I use this for my contour..its actually the only contour powder Ive used consistently. I love it~! and prices are very reasonable.


----------



## nycaramelle (Aug 13, 2010)

just to add that I dont use the highglight color either and I use both the medium and dark ones


----------



## angelynv (Aug 30, 2010)

Hey ahh i thought i was the only one! Yeah its really really good and in a nice little compact which is so handy for travel *Love*!


----------



## Kandi Lush (Sep 26, 2010)

I have both the medium and dark. I just do not know if I am using it right. I am very much new to contouring. I understand dark bottom highlight top but I guess I need to practice more or get a decent brush

could a blush brush work just as good?


----------



## Soul Unique (Sep 26, 2010)

Quote:

   Originally Posted by *Kandi Lush* 

 
_I have both the medium and dark. I just do not know if I am using it right. I am very much new to contouring. I understand dark bottom highlight top but I guess I need to practice more or get a decent brush

could a blush brush work just as good?_

 
When did you buy the contouring kit? You should have received a dual contour brush with it since you spent over £8.50 [on the contour powders alone]. I think an angled blush brush would be useful.

HTH.


----------



## K_ashanti (Nov 30, 2010)

just brought this in the dark, i'm nw45/nc50 i hope it isn't too dark!


----------



## angelynv (Dec 4, 2010)

Hey hmmm it could be.. I mean I am NC42-43 and find I have to use the light shade fairly sparingly - very similar to MAC blunt. I guess if it is and you cant take it back you could use it as a shadow instead and purchase the medium colour - luckily its not super expensive! let me know how it goes x

  	My Blog - www.frivolousbyangel5ace.blogspot.com


----------



## Ingenue (Dec 8, 2010)

I absolutely ADORE these contour kits! I have the medium and the dark, and use both respectively. The dark highlight is a perfect bronzer for me. The medium highlight works well as a highlight... does its job.
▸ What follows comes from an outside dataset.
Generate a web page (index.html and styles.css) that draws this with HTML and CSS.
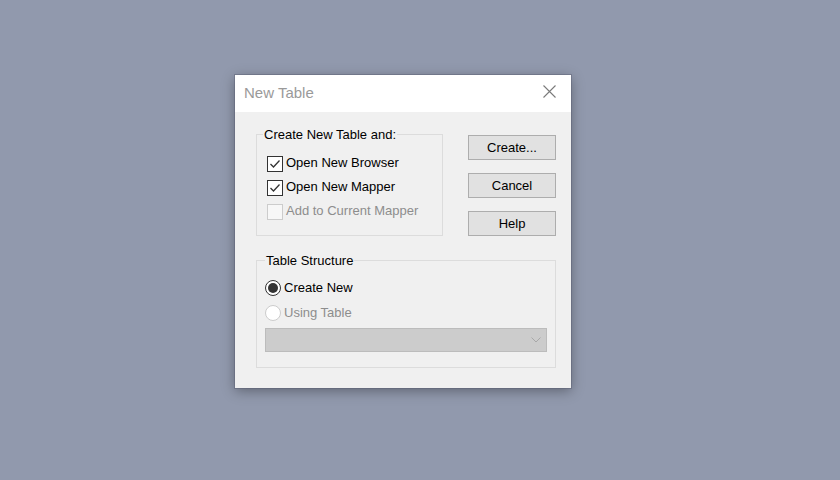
FILE: index.html
```html
<!DOCTYPE html>
<html>
<head>
<meta charset="utf-8">
<link rel="stylesheet" href="styles.css">
</head>
<body>
<div class="dialog">
  <div class="titlebar">
    <span class="title">New Table</span>
    <svg class="close" width="13" height="13" viewBox="0 0 13 13"><path d="M0.5 0.5 L12.5 12.5 M12.5 0.5 L0.5 12.5" stroke="#7a7a7a" stroke-width="1.1" fill="none"/></svg>
  </div>
  <div class="body">
    <div class="toprow">
      <div class="group group1">
        <span class="legend">Create New Table and:</span>
        <div class="row"><span class="check on"><svg width="14" height="14" viewBox="0 0 14 14"><path d="M2.5 7 L5.5 10 L11.5 3.5" stroke="#333" stroke-width="1.3" fill="none"/></svg></span><span>Open New Browser</span></div>
        <div class="row"><span class="check on"><svg width="14" height="14" viewBox="0 0 14 14"><path d="M2.5 7 L5.5 10 L11.5 3.5" stroke="#333" stroke-width="1.3" fill="none"/></svg></span><span>Open New Mapper</span></div>
        <div class="row disabled"><span class="check off"></span><span>Add to Current Mapper</span></div>
      </div>
      <div class="buttons">
        <div class="btn">Create...</div>
        <div class="btn">Cancel</div>
        <div class="btn">Help</div>
      </div>
    </div>
    <div class="group group2">
      <span class="legend">Table Structure</span>
      <div class="row r"><span class="radio on"><span class="dot"></span></span><span>Create New</span></div>
      <div class="row r disabled"><span class="radio off"></span><span>Using Table</span></div>
      <div class="combo">
        <svg width="10" height="6" viewBox="0 0 10 6"><path d="M0.5 0.5 L5 5 L9.5 0.5" stroke="#a8a8a8" stroke-width="1" fill="none"/></svg>
      </div>
    </div>
  </div>
</div>
</body>
</html>
```
FILE: styles.css
```css
html, body {
  margin: 0;
  padding: 0;
}
body {
  background: #9199ad;
  width: 840px;
  height: 480px;
  overflow: hidden;
  font-family: "Liberation Sans", Arial, sans-serif;
  font-size: 13px;
  color: #000;
}
.dialog {
  margin: 75px 0 0 235px;
  width: 336px;
  height: 313px;
  background: #f0f0f0;
  box-shadow: 0 0 0 1px rgba(90, 95, 115, 0.45), 0 3px 12px rgba(0, 0, 0, 0.35);
  display: flex;
  flex-direction: column;
}
.titlebar {
  height: 37px;
  box-sizing: border-box;
  background: #fff;
  display: flex;
  align-items: flex-start;
  justify-content: space-between;
  padding: 9px 15px 0 9px;
}
.title {
  font-size: 15px;
  line-height: 17px;
  color: #9a9a9a;
}
.close {
  display: block;
  margin-top: 1px;
}
.body {
  padding: 22px 15px 20px 21px;
  display: flex;
  flex-direction: column;
}
.toprow {
  display: flex;
  gap: 25px;
}
.group {
  position: relative;
  border: 1px solid #dcdcdc;
  box-sizing: border-box;
}
.legend {
  position: absolute;
  top: -8px;
  left: 6px;
  padding: 0 1px;
  background: #f0f0f0;
  line-height: 15px;
}
.group1 {
  width: 187px;
  height: 102px;
  padding: 15px 0 0 10px;
}
.group2 {
  margin-top: 24px;
  width: 300px;
  height: 108px;
  padding: 14px 8px 0 8px;
}
.group2 .legend {
  left: 8px;
}
.row {
  height: 24px;
  display: flex;
  align-items: center;
  gap: 3px;
}
.row.r {
  height: 25px;
  gap: 3px;
}
.disabled {
  color: #8d8d8d;
}
.check {
  width: 16px;
  height: 16px;
  margin-top: 3px;
  box-sizing: border-box;
  border: 1px solid #333;
  background: #fff;
  display: flex;
  align-items: center;
  justify-content: center;
}
.check svg {
  display: block;
}
.check.off {
  border-color: #cccccc;
  background: #f7f7f7;
}
.radio {
  width: 16px;
  height: 16px;
  box-sizing: border-box;
  border-radius: 50%;
  border: 1px solid #333;
  background: #fff;
  display: flex;
  align-items: center;
  justify-content: center;
}
.radio .dot {
  width: 10px;
  height: 10px;
  border-radius: 50%;
  background: #333;
}
.radio.off {
  border-color: #cccccc;
}
.combo {
  margin-top: 3px;
  height: 24px;
  box-sizing: border-box;
  border: 1px solid #bcbcbc;
  background: #cccccc;
  display: flex;
  align-items: center;
  justify-content: flex-end;
  padding-right: 5px;
}
.combo svg {
  display: block;
}
.buttons {
  margin-top: 1px;
  display: flex;
  flex-direction: column;
  gap: 13px;
}
.btn {
  width: 88px;
  height: 25px;
  box-sizing: border-box;
  border: 1px solid #adadad;
  background: #e1e1e1;
  display: flex;
  align-items: center;
  justify-content: center;
}
```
  	Viva Sleek! I'm very impressed by these kits.


----------



## Ingenue (Dec 8, 2010)

I don't think it will be. I'm NC42-43 and it looks fine on me.


----------



## K_ashanti (Dec 28, 2010)

finally got my contour kit! I love it! the dark works fine!


----------



## devin (Jan 2, 2011)

I'm nc45 and have the contour kit in dark. I love it and the highlight reminds me of amber lights or gold deposit with more of a sheen than shimmer. The contour doesn't have as much of a reddish undertone, it's almost a neutral undertone.


----------



## Jewel7 (Jan 9, 2011)

I think I want to buy this one. How is the shipping? US


----------



## K_ashanti (Jan 9, 2011)

terrible it took a month for the to process my own and ship it out, however once it was shipped it took 5 business day to get from london to new jersey where I am but you can not track the package also they don't charge to the actually ship it I forgot I had even order it til they charged me!


----------



## Jewel7 (Jan 9, 2011)

I want to get it, but I'm annoyed b/c the set with the Contour kit and Brush is SOLD OUT, But the single contour kit alone is available and so is the brush.

  	I'm sure they just throw a brush in the mix and it's no premade set so I don't understand that. For only 3 extra dollars I prefer the SET.

  	I don't want to buy that one thing, so I'll check out some other Sleek reviews.


----------